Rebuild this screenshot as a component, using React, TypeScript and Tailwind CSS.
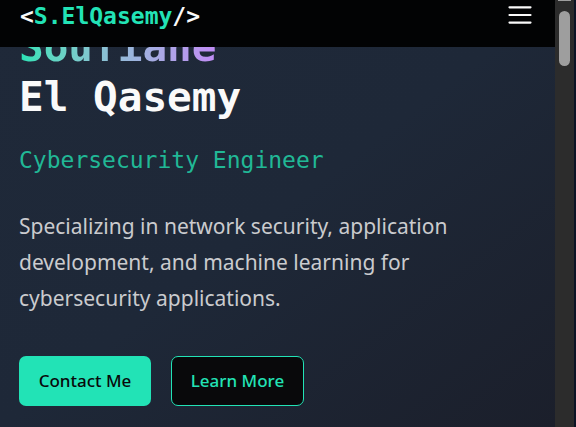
import React from "react";

function Header() {
  return (
    <header className="absolute inset-x-0 top-0 z-10 flex items-start justify-between bg-[#020304] px-5 pt-[3px] pb-[17px]">
      <a
        href="#home"
        className="font-['DejaVu_Sans_Mono','Liberation_Mono',monospace] text-[23px] leading-[27px] font-bold text-[#22e3b6]"
      >
        <span className="text-[#fafafa]">&lt;</span>S.ElQasemy
        <span className="text-[#fafafa]">/&gt;</span>
      </a>
      <button type="button" aria-label="Open menu" className="mr-[3px] flex h-6 w-6 items-center justify-center">
        <svg viewBox="0 0 24 24" className="h-6 w-6" fill="none" stroke="#fafafa" strokeWidth="2.2" strokeLinecap="round">
          <path d="M1.5 4.3H22.5M1.5 12H22.5M1.5 19.6H22.5" />
        </svg>
      </button>
    </header>
  );
}

function Hero() {
  return (
    <section
      id="home"
      className="min-h-screen bg-linear-to-br from-[#1f2939] via-[#1e2838] to-[#1b1f2b] px-[19px] pt-[22px] pb-5"
    >
      <h1 className="font-['DejaVu_Sans_Mono','Liberation_Mono',monospace] text-[41px] leading-[50px] font-bold text-[#fafafa]">
        <span className="block w-fit bg-linear-to-r from-[#22e3b6] to-[#c08cf5] bg-clip-text text-transparent">
          Soufiane
        </span>
        <span className="block">El Qasemy</span>
      </h1>
      <p className="mt-5 font-['DejaVu_Sans_Mono','Liberation_Mono',monospace] text-[23px] leading-9 text-[#21b896]">
        Cybersecurity Engineer
      </p>
      <p className="mt-[30px] max-w-[460px] font-['Noto_Sans',sans-serif] text-[21px] leading-[36px] text-[#cacbce]">
        Specializing in network security, application development, and machine learning for cybersecurity applications.
      </p>
      <div className="mt-10 flex gap-5 font-['Noto_Sans',sans-serif] text-[17px] font-medium">
        <button type="button" className="h-[50px] w-[132px] rounded-[7px] bg-[#22e3b6] text-[#09090b]">
          Contact Me
        </button>
        <button
          type="button"
          className="h-[50px] w-[133px] rounded-[7px] border border-[#22e3b6] bg-[#09090b] text-[#22e3b6]"
        >
          Learn More
        </button>
      </div>
    </section>
  );
}

function ScrollTrack() {
  return (
    <div aria-hidden="true" className="flex w-[21px] shrink-0 flex-col items-center border-r-2 border-[#0c1425] bg-[#2c2c2c]">
      <div className="h-px w-[13px] bg-[#9e9e9e]" />
      <div className="mt-[10px] h-[55px] w-[11px] rounded-full bg-[#9e9e9e]" />
    </div>
  );
}

export default function App() {
  return (
    <div className="flex h-screen overflow-hidden bg-[#1b1f2b]">
      <main className="relative min-w-0 flex-1 overflow-hidden">
        <Header />
        <Hero />
      </main>
      <ScrollTrack />
    </div>
  );
}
= = = = = = =
Job: Emit the lines of the material exactly, from its first line to the line containing "import React from", inclusive; leave every picture out.

Complete response:
Rebuild this screenshot as a component, using React, TypeScript and Tailwind CSS.
import React from "react";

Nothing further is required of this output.